Where Does Romney Stand On Iraq - Depends on Which Way The Wind is Blowing
When President Obama announced in October that he was ordering all U.S. troops out of Iraq by the end of the year, Mitt Romney’s campaign issued a statement assailing the president, calling his decision an “astonishing failure”:
“President Obama’s astonishing failure to secure an orderly transition in Iraq has unnecessarily put at risk the victories that were won through the blood and sacrifice of thousands of American men and women. The unavoidable question is whether this decision is the result of a naked political calculation or simply sheer ineptitude in negotiations with the Iraqi government. The American people deserve to hear the recommendations that were made by our military commanders in Iraq.”
Yet today during an interview with the Des Moines Register editorial board, Romney backtracked. Immediately after criticizing Obama for not keeping up to 30,000 troops in Iraq, the former Massachusetts governor said the withdrawal is the right move:
ROMNEY: With regards to Iraq, of course we’re following the Bush timeline with one exception and that is the [blank space] President Bush and I believe others anticipated that we would have an ongoing force, somewhere between 10 and 20 and 30,000 there to help with the transition. President Obama’s own Secretary of Defense suggested that would be the case and they were unable to negotiate a status of forces agreement to allow the 10 to 20 to 30,000 troops to remain which I think was a failure on the part of the administration. But is the wind down in Iraq appropriate? Yes.

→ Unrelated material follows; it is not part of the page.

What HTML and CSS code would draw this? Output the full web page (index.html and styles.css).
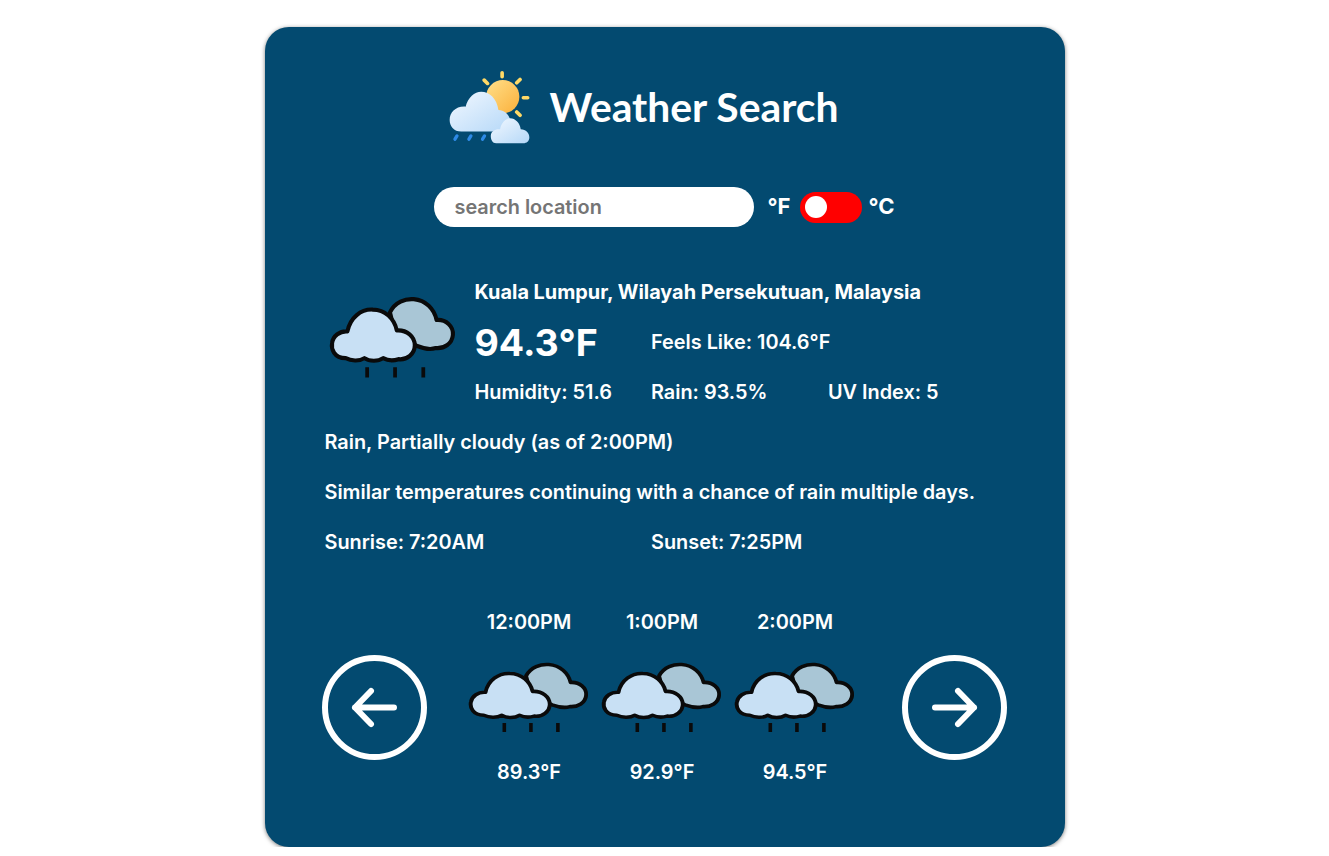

It seems like Romney and Newt Gingrich are in stiff competition for this year’s top GOP flip-flopper. Gingrich’s recent Iraq reversal clocked in at an impressive 13 seconds. Perhaps Romney is trying to reclaim the mantle.
It is either sad or ironic that Romney is the smartest of the Republican presidential candidates and probably the most compassionate. Those could be the two things that sink his campaign with a right-wing conservative base that has more in common politically with the Italian fascists of the 1940s than Abe Lincoln.